Inglis Grain Elevators National Historic Site, the best remaining example in Canada of a vintage grain elevator row.

© Jostein Hauge/Shutterstock

Inglis Grain Elevators National Historic Site

Top choice in Manitoba


For a glimpse of the vanishing past, make the detour to tiny Inglis. A stunning row of five 1920s grain elevators – the sentinels of the Manitoba prairie – are being restored to their original splendor.
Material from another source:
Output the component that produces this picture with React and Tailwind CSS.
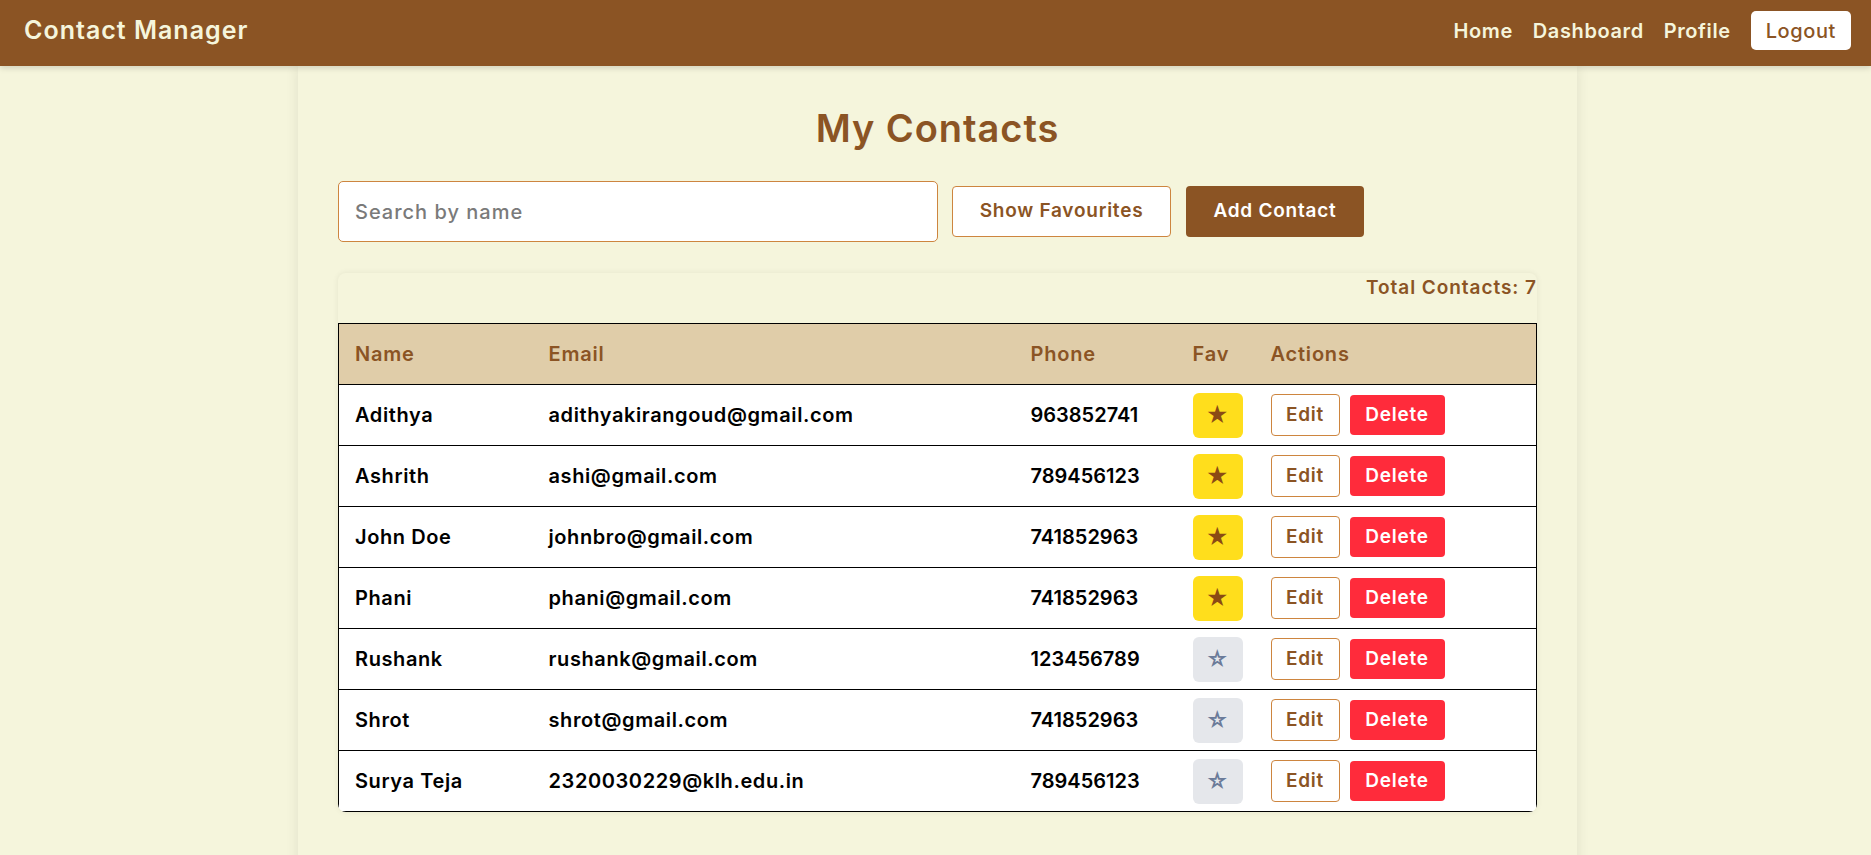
const contacts = [
  { name: "Adithya", email: "adithyakirangoud@gmail.com", phone: "963852741", fav: true },
  { name: "Ashrith", email: "ashi@gmail.com", phone: "789456123", fav: true },
  { name: "John Doe", email: "johnbro@gmail.com", phone: "741852963", fav: true },
  { name: "Phani", email: "phani@gmail.com", phone: "741852963", fav: true },
  { name: "Rushank", email: "rushank@gmail.com", phone: "123456789", fav: false },
  { name: "Shrot", email: "shrot@gmail.com", phone: "741852963", fav: false },
  { name: "Surya Teja", email: "2320030229@klh.edu.in", phone: "789456123", fav: false },
]

function Navbar() {
  return (
    <nav className="h-[66px] bg-[#8b5424] flex items-center justify-between pl-6 pr-5 pb-[5px] shadow-[0_2px_6px_rgba(0,0,0,0.15)] relative z-10">
      <div className="text-[25px] tracking-[0.04em] font-semibold text-[#f5f5dc]">Contact Manager</div>
      <div className="flex items-center gap-5 text-[20px] tracking-[0.03em] font-semibold text-[#f5f5dc]">
        <a>Home</a>
        <a>Dashboard</a>
        <a>Profile</a>
        <button className="h-[39px] px-[15px] bg-white text-[#8b5424] rounded-[5px] font-medium">Logout</button>
      </div>
    </nav>
  )
}

function FavButton({ on }) {
  return on ? (
    <button className="w-[50px] h-[45px] rounded-[6px] bg-[#ffde1c] text-[#8b4a14] text-[22px] leading-none">★</button>
  ) : (
    <button className="w-[50px] h-[45px] rounded-[6px] bg-[#e5e7eb] text-[#6b7b99] text-[22px] leading-none">☆</button>
  )
}

export default function App() {
  return (
    <div
      className="min-h-screen bg-[#f5f5dc] overflow-hidden"
      style={{ fontFamily: "Inter, 'Noto Sans', sans-serif" }}
    >
      <Navbar />
      <main className="w-[1279px] ml-[298px] bg-[#f5f5dc] shadow-[0_0_14px_rgba(0,0,0,0.09)] rounded-b-[10px] px-10 pt-10 pb-10 min-h-[820px]">
        <h2 className="text-center text-[38px] leading-[44px] tracking-[0.025em] font-semibold text-[#8b5424]">My Contacts</h2>

        <div className="mt-[31px] flex items-center">
          <input
            placeholder="Search by name"
            className="w-[600px] h-[61px] px-4 bg-white border border-[#cd853f] rounded-[5px] text-[20px] tracking-[0.05em] font-medium placeholder:text-[#7a7a7a] outline-none"
          />
          <button className="ml-[14px] w-[219px] h-[51px] bg-white border border-[#cd853f] rounded-[4px] text-[19px] tracking-[0.04em] font-semibold text-[#8b5424]">
            Show Favourites
          </button>
          <button className="ml-[15px] w-[178px] h-[51px] bg-[#8b5424] rounded-[4px] text-[19px] tracking-[0.04em] font-semibold text-white">
            Add Contact
          </button>
        </div>

        <div className="mt-[31px] rounded-[8px] shadow-[0_0_6px_rgba(0,0,0,0.07)] overflow-hidden">
          <div className="h-[50px] text-right text-[19px] leading-[30px] tracking-[0.05em] font-semibold text-[#8b5424]">
            Total Contacts: 7
          </div>
          <table className="w-full border-collapse border border-black bg-white text-[20px] tracking-[0.03em] font-semibold">
            <thead>
              <tr className="h-[61px] bg-[#e0cda9] text-[#8b5424] text-left tracking-[0.04em]">
                <th className="w-[194px] px-4 font-semibold">Name</th>
                <th className="w-[482px] px-4 font-semibold">Email</th>
                <th className="w-[162px] px-4 font-semibold">Phone</th>
                <th className="w-[78px] pl-4 pr-3 font-semibold">Fav</th>
                <th className="px-4 font-semibold">Actions</th>
              </tr>
            </thead>
            <tbody className="text-black">
              {contacts.map((c) => (
                <tr key={c.name} className="h-[61px] border-t border-black">
                  <td className="px-4">{c.name}</td>
                  <td className="px-4">{c.email}</td>
                  <td className="px-4 tracking-normal">{c.phone}</td>
                  <td className="pl-4 pr-3">
                    <FavButton on={c.fav} />
                  </td>
                  <td className="px-4">
                    <div className="flex items-center gap-[10px] text-[19px] tracking-[0.04em]">
                      <button className="w-[69px] h-[42px] bg-white border border-[#cd853f] rounded-[4px] text-[#8b5424] font-semibold">
                        Edit
                      </button>
                      <button className="w-[95px] h-[40px] bg-[#ff2b3b] rounded-[4px] text-white font-semibold">
                        Delete
                      </button>
                    </div>
                  </td>
                </tr>
              ))}
            </tbody>
          </table>
        </div>
      </main>
    </div>
  )
}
Inside the creaky interior of the Paterson elevator, exhibits capture the thin lives where success or failure rested upon the whims of commodity brokers.

Inglis lies 20km north of the Yellowhead Hwy (Hwy 16) near the Saskatchewan border.

Barn-red, brilliant white or tractor-green; striking yet simple; function and form: characterizing prairie landscapes like the wheat they hold, grain elevators were once flagships of prairie architecture.

They were introduced in 1880; by 1930 more than 7000 of the vertical wooden warehouses lined Canadian train tracks. Their importance was invaluable, as the prairies became 'the breadbasket of the world,' and their position next to the railway lines revolutionized the loading and sorting of grain. Meanwhile, their simple aesthetic inspired Canadian painters, photographers and writers, who gave them life. From the 1970s onwards, however, these unique wooden constructions were mostly replaced with generic concrete edifices.